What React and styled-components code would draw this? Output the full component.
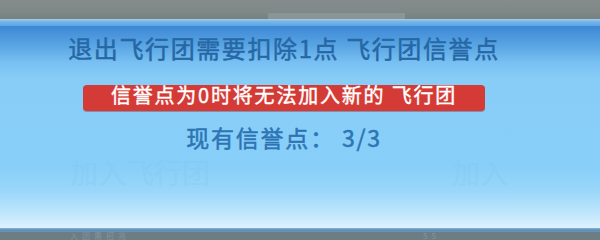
import React from 'react';
import styled, { createGlobalStyle } from 'styled-components';

const GlobalStyle = createGlobalStyle`
  html, body {
    margin: 0;
    padding: 0;
    background: #7b8786;
  }
  body {
    font-family: "Noto Sans CJK SC", "Noto Sans", sans-serif;
  }
`;

const Screen = styled.div`
  width: 600px;
  height: 240px;
  display: flex;
  flex-direction: column;
  overflow: hidden;
`;

const TopBar = styled.div`
  height: 19px;
  display: flex;
  align-items: flex-end;
  padding-left: 268px;
  background: linear-gradient(#858c8b 0%, #7f8988 60%, #74827f 100%);
`;

const TopTab = styled.div`
  width: 137px;
  height: 6px;
  background: #8a9595;
`;

const Rim = styled.div`
  height: 7px;
  background: linear-gradient(#a9cbe6 0%, #79b6ea 35%, #5ca4e4 100%);
`;

const Panel = styled.div`
  height: 202px;
  display: flex;
  flex-direction: column;
  align-items: center;
  padding-right: 32px;
  box-sizing: border-box;
  background: linear-gradient(
    #3d88d4 0%,
    #5aa6e4 10%,
    #78c0f2 18%,
    #87cdf7 26%,
    #88cff9 70%,
    #9ad7fa 82%,
    #c4e8fc 94%,
    #dcf2fd 100%
  );
`;

const Title = styled.div`
  margin-top: 9px;
  font-size: 24px;
  line-height: 26px;
  letter-spacing: 1.6px;
  color: #2667a6;
  -webkit-text-stroke: 0.5px #2667a6;
  white-space: nowrap;
`;

const Warning = styled.div`
  margin-top: 24px;
  width: 402px;
  height: 26px;
  box-sizing: border-box;
  border-radius: 4px;
  background: #d43b36;
  color: #fff;
  text-align: center;
  font-size: 20px;
  line-height: 20px;
  letter-spacing: 1.8px;
  -webkit-text-stroke: 0.4px #fff;
  white-space: nowrap;
  box-shadow: 0 1px 0 rgba(120, 30, 30, 0.35);
`;

const Points = styled.div`
  margin-top: 14px;
  font-size: 23px;
  line-height: 24px;
  letter-spacing: 1.8px;
  color: #2d74b4;
  -webkit-text-stroke: 0.5px #2d74b4;
  white-space: nowrap;
`;

const GhostRow = styled.div`
  align-self: stretch;
  display: flex;
  justify-content: space-between;
  padding: 8px 60px 0 70px;
  font-size: 28px;
  line-height: 30px;
  color: #7fc5f1;
  opacity: 0.25;
`;

const Edge = styled.div`
  height: 4px;
  background: linear-gradient(#8fb7d4 0%, #5a8fba 50%, #6a96b8 100%);
`;

const Footer = styled.div`
  flex: 1;
  display: flex;
  justify-content: space-between;
  padding: 0 160px 0 70px;
  background: #6c7d84;
  color: #84949a;
  font-size: 8px;
  line-height: 8px;
  letter-spacing: 4px;
`;

export default function App() {
  return (
    <>
      <GlobalStyle />
      <Screen>
        <TopBar>
          <TopTab />
        </TopBar>
        <Rim />
        <Panel>
          <Title>退出飞行团需要扣除1点 飞行团信誉点</Title>
          <Warning>信誉点为0时将无法加入新的 飞行团</Warning>
          <Points>现有信誉点：&nbsp;3/3</Points>
          <GhostRow>
            <span>加入飞行团</span>
            <span>加入</span>
          </GhostRow>
        </Panel>
        <Edge />
        <Footer>
          <span>入团需招兆</span>
          <span>55</span>
        </Footer>
      </Screen>
    </>
  );
}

*What is required*.
Check each line above for the word "React" and copy the ones that have it.

*Task output*.
What React and styled-components code would draw this? Output the full component.
import React from 'react';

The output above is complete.